I know we've been over this a few times recently, and I've even given people advice on the topic, but it still sucks when it's you.
I have a friend, who I work with, and we've been friends for about six years now. I introduced her to my cousin about 2.5 years ago, because they were both looking for places to live, so they moved in together. Now, my cousin is a total Judgey McJudgerson, and we have had our issues over the years. I can never do anything right in her eyes - whether it's work, dating, living, etc. A couple of months ago, I cut ties with her... I had finally met someone who made me happy, I was in a good place with life, and she was still able to find something to nag at me about. I decided that having someone toxic like that in my life just wasn't worth it anymore.
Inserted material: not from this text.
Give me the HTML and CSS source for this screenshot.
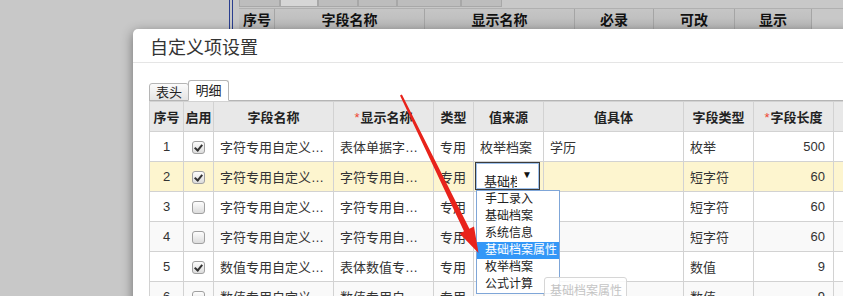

Work Friend is similar, but less overt with her judging. She is the type of person who just can't seem to be happy for anyone else because she isn't happy. She wants to be married with kids last week, and her BF is dragging his feet on proposing.
Anyway, since the whole fallout with my cousin, Work Friend has been disappearing. We used to go to lunch at least once a week, usually more, email during the day, visit each other's offices, etc. Lately - nothing. She'll walk right past my office without so much as a "hello."
I emailed her last week, asking if something was wrong - and she wrote back "Sorry! On a conference call!" and then never responded again. Today I sent her another one that said "So are you defriending me in real life because I got another tattoo (**she always jokingly threatens to do this, because she hates them**) or is something else going on? Because I would rather just know than have someone who I have considered a really good friend for a long time just disappear from my life."
I haven't heard back from her. I'm guessing my cousin has something to do with it, but that could also be me being paranoid because I always feel like my cousin is undermining me. Part of me wants to not care, because I feel like she hasn't been a great friend to me, but at the same time, it's the whole - no one ever wants to lose a friend.